As mães trazem perspectivas únicas e experiências diversas para a luta. Suas preocupações podem se estender para além das questões territoriais e ambientais, incluindo também questões de gênero, saúde reprodutiva, educação e empoderamento feminino.
“Viver para o movimento não é fácil, você se torna uma pessoa visível né, as pessoas sabem que você tá ali para defender o seu povo e querem te calar de qualquer jeito, mas a gente não pode dar o braço a torcer para tudo isso né. [...] dentro desse contexto todo, analisando hoje, eu vejo que a Margarete de hoje não é aquela Margarete de 30 anos atrás, porque hoje eu já tenho segurança das minhas ideias, das coisas que eu faço, das coisas que eu falo e também hoje eu já penso mais né, eu já tenho um outro olhar, porque tudo que eu tô fazendo hoje vai ter resultado para o futuro, para a geração que tá vindo.

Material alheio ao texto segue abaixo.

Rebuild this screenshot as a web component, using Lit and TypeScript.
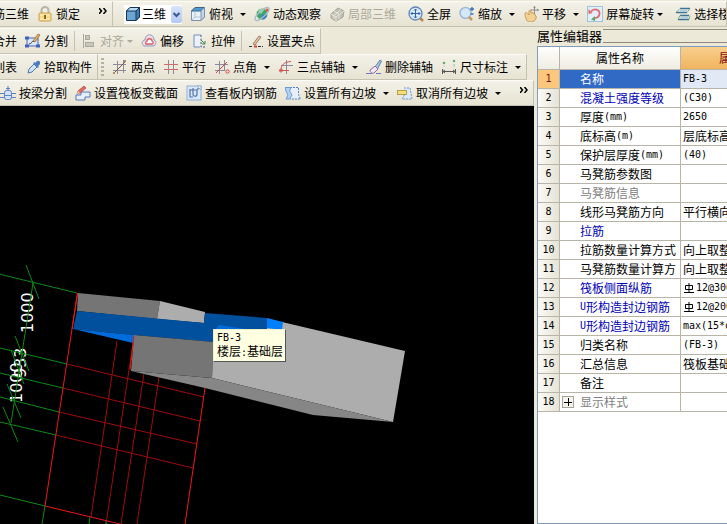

Então para mim hoje esse olhar de dizer que nós lutamos, nós persistimos para nós existir. A Margarete de hoje ela tem esse conhecimento e sabe que na vida nós temos que viver aprendendo sempre né, nós não podemos nos abaixar para homem nenhum, nós não devemos ser diminuídas por qualquer coisa. Então eu vejo que basta você ter coragem e enfrentar essas dificuldades”.
A força do exemplo, da cooperação e da ancestralidade
A história de Margareth é um exemplo do poder da união e da solidariedade em busca da justiça e da igualdade. Sua liderança e dedicação são um farol de esperança para sua comunidade e para todos aqueles que lutam por um mundo mais justo e inclusivo.
“Eu tenho muita, muita ciência de que se hoje eu estou nessa luta eu devo muito a minha família em especial minha mãe, que é uma mulher guerreira, uma mulher que mostrou que nós precisamos lutar sempre, não nos deixar abalar por coisas pequenas e sempre nos incentivou a querer mais, não para si, mas sim pelo coletivo”.